**AIM OF THE EXERCISE**
Take every line where the string "index" appears and copy it.

**DATASET EXCERPT**
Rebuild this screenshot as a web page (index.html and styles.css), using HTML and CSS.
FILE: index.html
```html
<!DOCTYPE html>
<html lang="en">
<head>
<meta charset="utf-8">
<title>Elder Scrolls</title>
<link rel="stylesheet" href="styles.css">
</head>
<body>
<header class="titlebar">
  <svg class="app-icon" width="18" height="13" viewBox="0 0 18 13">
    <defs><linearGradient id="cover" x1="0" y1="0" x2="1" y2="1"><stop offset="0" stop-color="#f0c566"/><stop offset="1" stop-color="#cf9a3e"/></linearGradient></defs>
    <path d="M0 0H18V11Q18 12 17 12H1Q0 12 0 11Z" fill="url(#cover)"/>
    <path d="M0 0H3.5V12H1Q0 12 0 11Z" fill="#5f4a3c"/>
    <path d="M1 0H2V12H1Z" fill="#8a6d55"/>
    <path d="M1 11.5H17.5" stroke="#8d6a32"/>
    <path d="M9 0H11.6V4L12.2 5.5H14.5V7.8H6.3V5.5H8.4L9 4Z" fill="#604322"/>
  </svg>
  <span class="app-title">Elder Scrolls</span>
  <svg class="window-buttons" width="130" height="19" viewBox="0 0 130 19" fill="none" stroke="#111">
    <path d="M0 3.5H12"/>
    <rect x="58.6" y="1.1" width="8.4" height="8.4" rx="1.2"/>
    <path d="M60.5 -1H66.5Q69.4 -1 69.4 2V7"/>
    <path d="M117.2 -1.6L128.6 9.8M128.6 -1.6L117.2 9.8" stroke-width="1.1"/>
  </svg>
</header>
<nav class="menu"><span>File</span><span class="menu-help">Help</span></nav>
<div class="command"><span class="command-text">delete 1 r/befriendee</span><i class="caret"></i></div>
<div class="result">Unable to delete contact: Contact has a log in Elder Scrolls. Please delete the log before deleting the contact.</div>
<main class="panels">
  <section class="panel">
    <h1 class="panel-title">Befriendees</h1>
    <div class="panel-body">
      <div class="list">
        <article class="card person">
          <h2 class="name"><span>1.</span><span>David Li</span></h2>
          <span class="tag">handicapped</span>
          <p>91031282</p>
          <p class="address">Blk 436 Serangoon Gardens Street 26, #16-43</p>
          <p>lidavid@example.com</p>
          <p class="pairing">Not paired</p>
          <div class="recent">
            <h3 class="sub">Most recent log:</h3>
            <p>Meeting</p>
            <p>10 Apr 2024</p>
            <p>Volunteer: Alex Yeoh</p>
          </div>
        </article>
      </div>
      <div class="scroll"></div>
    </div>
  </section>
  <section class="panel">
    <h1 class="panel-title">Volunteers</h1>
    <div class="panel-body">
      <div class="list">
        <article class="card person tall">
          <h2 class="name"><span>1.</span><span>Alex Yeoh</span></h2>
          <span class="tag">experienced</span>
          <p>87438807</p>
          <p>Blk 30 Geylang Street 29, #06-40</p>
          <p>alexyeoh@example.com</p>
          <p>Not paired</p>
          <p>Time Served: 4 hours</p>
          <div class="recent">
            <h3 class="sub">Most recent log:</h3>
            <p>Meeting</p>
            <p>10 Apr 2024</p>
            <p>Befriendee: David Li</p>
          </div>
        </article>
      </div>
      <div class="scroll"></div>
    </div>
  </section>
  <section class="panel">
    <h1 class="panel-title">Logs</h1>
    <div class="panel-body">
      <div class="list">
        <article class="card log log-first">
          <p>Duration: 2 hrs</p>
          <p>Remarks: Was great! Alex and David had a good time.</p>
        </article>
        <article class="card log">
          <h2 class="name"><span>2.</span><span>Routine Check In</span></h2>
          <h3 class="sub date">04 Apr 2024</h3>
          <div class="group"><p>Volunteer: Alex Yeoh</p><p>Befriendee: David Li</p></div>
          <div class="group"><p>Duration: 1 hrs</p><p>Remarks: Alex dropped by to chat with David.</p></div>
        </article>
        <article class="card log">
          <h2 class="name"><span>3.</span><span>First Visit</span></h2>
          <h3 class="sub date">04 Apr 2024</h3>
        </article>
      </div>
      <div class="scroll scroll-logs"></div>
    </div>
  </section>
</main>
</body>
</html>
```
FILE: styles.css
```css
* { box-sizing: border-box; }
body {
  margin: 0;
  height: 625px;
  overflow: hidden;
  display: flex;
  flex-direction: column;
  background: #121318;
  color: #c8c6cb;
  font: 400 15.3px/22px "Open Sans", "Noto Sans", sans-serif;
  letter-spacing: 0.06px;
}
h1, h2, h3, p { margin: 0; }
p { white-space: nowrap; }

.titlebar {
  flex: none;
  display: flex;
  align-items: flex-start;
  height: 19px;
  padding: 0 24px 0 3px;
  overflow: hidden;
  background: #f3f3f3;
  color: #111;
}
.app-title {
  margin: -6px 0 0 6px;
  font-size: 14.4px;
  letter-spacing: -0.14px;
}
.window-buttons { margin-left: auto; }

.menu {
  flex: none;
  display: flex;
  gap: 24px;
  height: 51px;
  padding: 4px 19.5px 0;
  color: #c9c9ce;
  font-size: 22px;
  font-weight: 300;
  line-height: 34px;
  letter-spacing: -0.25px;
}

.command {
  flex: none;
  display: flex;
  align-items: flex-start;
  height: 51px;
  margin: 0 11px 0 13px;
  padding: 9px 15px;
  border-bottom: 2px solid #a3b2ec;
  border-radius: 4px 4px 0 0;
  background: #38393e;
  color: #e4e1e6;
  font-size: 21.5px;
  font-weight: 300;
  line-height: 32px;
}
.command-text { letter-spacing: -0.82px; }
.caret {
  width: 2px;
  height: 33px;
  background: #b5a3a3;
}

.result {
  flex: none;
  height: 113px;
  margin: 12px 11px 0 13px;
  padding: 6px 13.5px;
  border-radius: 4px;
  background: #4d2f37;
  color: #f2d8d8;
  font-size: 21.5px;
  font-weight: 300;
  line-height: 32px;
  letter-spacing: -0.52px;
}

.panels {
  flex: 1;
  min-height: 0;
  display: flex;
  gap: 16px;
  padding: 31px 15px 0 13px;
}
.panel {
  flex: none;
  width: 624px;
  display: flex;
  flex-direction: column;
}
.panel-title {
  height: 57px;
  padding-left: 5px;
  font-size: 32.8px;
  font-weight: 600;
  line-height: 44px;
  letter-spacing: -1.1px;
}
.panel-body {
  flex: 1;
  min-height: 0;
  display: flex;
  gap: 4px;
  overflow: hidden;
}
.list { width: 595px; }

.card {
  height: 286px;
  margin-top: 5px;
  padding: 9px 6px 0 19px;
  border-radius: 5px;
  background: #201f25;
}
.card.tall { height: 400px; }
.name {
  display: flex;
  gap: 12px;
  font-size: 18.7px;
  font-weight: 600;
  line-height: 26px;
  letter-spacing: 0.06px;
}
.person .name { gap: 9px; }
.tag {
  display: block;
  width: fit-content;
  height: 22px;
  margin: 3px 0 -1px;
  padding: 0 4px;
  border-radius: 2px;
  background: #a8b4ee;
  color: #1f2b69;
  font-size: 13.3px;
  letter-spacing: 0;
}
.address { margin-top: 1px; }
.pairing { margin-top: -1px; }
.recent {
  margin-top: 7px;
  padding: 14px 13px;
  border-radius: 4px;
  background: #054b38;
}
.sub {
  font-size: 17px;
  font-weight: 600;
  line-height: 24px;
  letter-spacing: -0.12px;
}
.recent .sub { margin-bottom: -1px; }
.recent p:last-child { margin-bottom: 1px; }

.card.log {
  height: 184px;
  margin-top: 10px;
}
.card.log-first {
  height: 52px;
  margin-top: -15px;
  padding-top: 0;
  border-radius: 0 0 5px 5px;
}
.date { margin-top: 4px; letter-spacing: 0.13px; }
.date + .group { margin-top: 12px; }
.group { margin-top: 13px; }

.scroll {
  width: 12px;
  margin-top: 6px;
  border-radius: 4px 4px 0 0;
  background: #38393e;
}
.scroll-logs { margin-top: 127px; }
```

**ANSWER TO THE PROBLEM**
Rebuild this screenshot as a web page (index.html and styles.css), using HTML and CSS.
FILE: index.html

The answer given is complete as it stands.